Last week I began a series of three posts responding to the death of Osama bin Laden — and to the discomfort many felt at the way in which that death was celebrated by Americans, including many American Christians. The first post considered the claim, “The people celebrating the death of bin Laden are like the people who celebrated in the ‘Angry Arab Street’ when the towers fell on 9/11.” The second post asked “What ought we to celebrate, and what ought we not to celebrate, about bin Laden’s death?” This third post responds to what some other folks were saying: “We shouldn’t celebrate that Osama bin Laden ‘got what he deserves,’ because God doesn’t give us what we deserve.”
It’s difficult to know where to start with this.
FIRST, at least according to traditional Christian theologies, God does give what is deserved to people who do not repent and take refuge in grace. To those who refuse the love and the grace of their Creator, God gives them over to death and to an eternity apart from him. In fact, there is a very real sense in which God gives what is deserved even to those who take refuge in him. The righteousness of Christ is graciously imputed to them, so that (through the work of Christ, not through their own work) they actually deserve the favor of God and the inheritance of God’s children.

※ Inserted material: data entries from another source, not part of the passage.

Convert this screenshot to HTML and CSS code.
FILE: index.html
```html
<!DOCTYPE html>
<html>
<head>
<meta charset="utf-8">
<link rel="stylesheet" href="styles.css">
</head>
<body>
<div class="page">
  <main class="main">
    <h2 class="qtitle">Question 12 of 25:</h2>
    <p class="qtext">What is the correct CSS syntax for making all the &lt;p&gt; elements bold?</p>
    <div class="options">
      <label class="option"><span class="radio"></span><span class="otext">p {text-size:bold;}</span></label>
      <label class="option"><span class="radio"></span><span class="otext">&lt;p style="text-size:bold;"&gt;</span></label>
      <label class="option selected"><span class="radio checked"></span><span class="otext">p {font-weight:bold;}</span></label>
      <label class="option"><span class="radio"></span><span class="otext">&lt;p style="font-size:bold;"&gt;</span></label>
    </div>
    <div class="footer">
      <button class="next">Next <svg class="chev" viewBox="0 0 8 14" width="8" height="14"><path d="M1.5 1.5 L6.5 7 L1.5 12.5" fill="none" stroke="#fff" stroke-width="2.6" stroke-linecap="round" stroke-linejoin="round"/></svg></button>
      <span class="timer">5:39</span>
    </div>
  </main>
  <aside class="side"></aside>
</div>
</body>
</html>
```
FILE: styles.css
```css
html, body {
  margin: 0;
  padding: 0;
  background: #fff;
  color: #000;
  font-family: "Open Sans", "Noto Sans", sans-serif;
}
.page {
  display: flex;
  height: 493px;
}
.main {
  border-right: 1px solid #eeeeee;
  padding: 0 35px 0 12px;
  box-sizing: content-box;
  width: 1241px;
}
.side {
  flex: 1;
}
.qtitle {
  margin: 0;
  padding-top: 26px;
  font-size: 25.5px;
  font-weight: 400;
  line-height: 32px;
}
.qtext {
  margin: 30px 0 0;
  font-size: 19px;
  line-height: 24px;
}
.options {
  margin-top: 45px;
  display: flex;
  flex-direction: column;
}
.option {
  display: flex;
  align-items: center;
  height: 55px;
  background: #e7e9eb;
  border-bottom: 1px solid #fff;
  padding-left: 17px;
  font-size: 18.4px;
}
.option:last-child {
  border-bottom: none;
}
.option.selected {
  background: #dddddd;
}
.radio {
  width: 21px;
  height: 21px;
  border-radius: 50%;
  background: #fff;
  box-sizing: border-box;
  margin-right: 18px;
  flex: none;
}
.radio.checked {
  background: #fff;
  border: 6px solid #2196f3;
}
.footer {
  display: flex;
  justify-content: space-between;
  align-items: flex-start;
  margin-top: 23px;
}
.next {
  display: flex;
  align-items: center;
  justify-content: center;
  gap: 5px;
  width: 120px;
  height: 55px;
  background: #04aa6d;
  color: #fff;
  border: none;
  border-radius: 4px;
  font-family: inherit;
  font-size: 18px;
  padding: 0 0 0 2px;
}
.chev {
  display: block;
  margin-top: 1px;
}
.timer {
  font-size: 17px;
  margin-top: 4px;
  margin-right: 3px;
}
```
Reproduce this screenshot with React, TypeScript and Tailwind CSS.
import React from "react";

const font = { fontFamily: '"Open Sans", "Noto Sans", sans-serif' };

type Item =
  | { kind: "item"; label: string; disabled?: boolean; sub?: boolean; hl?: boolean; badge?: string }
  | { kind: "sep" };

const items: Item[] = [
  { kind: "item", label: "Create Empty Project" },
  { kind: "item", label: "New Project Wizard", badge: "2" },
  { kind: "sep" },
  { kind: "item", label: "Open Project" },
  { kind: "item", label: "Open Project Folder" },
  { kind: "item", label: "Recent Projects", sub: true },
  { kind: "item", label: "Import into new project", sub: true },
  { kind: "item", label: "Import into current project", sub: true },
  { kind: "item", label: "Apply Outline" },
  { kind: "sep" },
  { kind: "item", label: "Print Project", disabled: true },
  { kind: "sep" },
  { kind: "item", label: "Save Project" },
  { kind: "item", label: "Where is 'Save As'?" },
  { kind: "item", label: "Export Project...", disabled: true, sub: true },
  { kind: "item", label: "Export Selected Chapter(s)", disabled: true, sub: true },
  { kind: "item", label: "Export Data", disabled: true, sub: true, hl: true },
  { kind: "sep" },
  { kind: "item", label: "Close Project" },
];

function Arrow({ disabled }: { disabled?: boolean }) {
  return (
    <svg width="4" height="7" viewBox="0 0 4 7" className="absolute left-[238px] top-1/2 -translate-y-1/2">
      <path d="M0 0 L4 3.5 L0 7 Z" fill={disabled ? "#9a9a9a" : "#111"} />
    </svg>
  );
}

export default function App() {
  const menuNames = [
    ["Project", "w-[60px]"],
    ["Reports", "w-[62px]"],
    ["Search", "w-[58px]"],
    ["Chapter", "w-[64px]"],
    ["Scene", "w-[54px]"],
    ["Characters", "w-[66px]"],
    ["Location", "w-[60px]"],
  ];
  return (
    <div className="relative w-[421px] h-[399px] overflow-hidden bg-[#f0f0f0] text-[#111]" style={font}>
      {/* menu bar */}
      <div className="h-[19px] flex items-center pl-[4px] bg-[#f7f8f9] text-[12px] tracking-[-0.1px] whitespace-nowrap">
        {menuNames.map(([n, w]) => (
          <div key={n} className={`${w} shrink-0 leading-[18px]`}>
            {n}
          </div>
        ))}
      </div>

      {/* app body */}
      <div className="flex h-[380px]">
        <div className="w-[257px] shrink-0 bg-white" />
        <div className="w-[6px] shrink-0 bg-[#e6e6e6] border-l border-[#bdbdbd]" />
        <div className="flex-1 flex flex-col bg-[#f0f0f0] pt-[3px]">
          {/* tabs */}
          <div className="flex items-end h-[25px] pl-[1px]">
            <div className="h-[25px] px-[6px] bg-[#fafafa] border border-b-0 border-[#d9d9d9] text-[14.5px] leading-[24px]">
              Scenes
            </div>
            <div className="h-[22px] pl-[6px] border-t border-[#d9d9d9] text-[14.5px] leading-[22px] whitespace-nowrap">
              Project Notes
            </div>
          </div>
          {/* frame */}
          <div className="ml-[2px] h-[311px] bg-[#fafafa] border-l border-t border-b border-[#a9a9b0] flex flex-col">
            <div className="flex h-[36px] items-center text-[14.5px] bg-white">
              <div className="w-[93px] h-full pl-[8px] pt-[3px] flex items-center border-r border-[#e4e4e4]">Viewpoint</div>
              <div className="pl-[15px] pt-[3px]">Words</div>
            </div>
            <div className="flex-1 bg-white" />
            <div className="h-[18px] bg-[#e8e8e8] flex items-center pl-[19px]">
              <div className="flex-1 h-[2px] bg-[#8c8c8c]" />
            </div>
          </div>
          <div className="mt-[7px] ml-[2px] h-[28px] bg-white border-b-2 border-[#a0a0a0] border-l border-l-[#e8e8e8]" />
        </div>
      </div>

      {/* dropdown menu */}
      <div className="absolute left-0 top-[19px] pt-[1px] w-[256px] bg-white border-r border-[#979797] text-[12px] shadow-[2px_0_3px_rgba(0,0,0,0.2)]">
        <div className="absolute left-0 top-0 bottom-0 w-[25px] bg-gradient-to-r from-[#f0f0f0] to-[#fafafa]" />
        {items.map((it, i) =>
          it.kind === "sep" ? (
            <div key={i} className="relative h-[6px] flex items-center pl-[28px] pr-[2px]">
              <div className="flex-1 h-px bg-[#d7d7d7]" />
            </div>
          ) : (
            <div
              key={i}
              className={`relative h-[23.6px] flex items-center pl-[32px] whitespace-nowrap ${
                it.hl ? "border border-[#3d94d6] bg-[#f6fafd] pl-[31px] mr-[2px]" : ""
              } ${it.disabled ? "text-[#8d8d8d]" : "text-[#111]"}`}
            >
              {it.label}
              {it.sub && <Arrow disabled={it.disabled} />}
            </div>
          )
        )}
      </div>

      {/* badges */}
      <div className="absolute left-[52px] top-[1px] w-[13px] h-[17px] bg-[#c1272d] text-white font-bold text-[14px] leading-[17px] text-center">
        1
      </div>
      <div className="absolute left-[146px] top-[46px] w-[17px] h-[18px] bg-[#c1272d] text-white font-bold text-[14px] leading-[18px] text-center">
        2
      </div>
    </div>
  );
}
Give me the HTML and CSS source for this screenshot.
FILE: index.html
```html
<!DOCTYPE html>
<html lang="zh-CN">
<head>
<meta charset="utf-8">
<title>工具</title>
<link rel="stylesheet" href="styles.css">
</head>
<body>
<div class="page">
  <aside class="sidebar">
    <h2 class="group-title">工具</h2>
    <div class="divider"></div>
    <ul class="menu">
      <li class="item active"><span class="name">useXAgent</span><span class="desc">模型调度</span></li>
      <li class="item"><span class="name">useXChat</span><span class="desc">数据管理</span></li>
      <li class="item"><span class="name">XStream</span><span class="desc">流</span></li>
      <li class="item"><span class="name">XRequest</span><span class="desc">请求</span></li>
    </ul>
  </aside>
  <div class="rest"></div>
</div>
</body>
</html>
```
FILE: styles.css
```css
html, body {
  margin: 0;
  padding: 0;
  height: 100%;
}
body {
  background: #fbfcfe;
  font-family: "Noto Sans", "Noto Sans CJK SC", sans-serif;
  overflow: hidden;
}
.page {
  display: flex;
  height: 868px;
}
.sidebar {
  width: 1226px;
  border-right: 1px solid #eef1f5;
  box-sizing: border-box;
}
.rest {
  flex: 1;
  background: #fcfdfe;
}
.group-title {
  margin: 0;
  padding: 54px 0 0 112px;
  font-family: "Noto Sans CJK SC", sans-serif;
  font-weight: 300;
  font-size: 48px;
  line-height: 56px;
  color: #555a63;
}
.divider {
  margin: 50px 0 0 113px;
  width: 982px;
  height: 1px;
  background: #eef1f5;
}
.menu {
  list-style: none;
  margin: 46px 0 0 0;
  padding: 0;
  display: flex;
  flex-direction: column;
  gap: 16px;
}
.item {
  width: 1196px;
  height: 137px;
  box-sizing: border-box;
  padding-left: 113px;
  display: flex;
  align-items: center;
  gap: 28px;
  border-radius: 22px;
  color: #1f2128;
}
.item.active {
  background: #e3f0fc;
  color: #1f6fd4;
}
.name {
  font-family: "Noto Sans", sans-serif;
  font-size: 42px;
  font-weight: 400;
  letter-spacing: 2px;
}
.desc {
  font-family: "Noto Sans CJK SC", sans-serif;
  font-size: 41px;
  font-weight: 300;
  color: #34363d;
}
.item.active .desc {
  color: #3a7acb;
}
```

SECOND, even if we grant that God gives out mercy and not justice — that is, that God does not give people what they deserve — does it follow that we should not? Should we not give people what they deserve? What about the oppressed, who deserve justice in a different sense? What about those who are wronged, who deserve restitution? What about the poor, who deserve care? What exactly is being suggested here? Are we only supposed to give what is deserved when a person deserves good things, and not when a person deserves bad things? So, were we not supposed to give bin Laden the worst of punishments?
One might object by pointing to the Parable of the Unforgiving Servant, in which a king forgives a servant but revokes that forgiveness when he discovers that the servant did not extend the same forgiveness to a person in need. So, should we have forgiven Osama bin Laden? Radically enough, if bin Laden had repented and sought our forgiveness, then yes, we should have forgiven him. But (a) there’s no evidence that Osama bin Laden repented, (b) forgiveness does not mean that there are no consequences, in the same way that a parent might forgive a child and yet discipline the child for disobedience, and (c) while it’s clear that God calls for individuals to forgive one another, and while God clearly calls for rulers to be merciful, God does not ask the state to forgive a horrendous lawbreaker to the point of never bringing justice upon him. We should always be careful when we assume that God would require the same thing of the state as he requires of the individual. The state, for instance, is not called to “turn the other cheek” when attacked. Any state that did so would not last for long, as it would ill serve its citizens and would be exploited by others.
THIRD, there’s a difference between eternal and temporal justice. Since God is ultimately the one who is wronged by sin, he is fully within his rights to grant forgiveness and to spare us from the fate we deserve. And individuals may choose to give mercy to those who wronged them, and not to demand justice. The state, however, is charged by God to defend its citizens and authorized to carry out justice on their behalf. In this case, if the state had failed to bring death to bin Laden then it would have failed in its obligations to its citizens, and especially in its obligations to those who lost loved ones on 9/11.
FOURTH and finally, and here we enter deeper theological waters, we can trust God to make the right decisions in what God “gives” (justice or mercy) to people, in this life or the next, because God (a) knows the hearts of all people and (b) foreknows what the effects if his justice or mercy will be. God’s intent is that all should be saved, and God knows precisely when to give mercy and when to give a person over to what he deserves. The state is not in such a position. The state must act on the basis of what it knows, but the state is not omniscient, so it must act according to principles of justice. Just as the state cannot say, “I’m not going to give justice (restitution — let’s say a financial compensation) to this person who has been wronged, because I know that this reward will make the person arrogant, or the person will use the money to buy alcohol,” so the state cannot say “I’m not going to give justice (punishment) to this person who did wrong, because I know that if I give him mercy it will lead to a change of heart and he will become a better man.” To be sure, individuals can do so, and justices are given some space for discernment and can exercise that discernment to a limited extent on the basis of what they do know, but the state writ large has to operate according to certain principles of justice.
Whether any person deserves death is another question for another time. But I don’t find much weight to this argument that we should not celebrate that Osama received what he deserved, when we have received grace instead.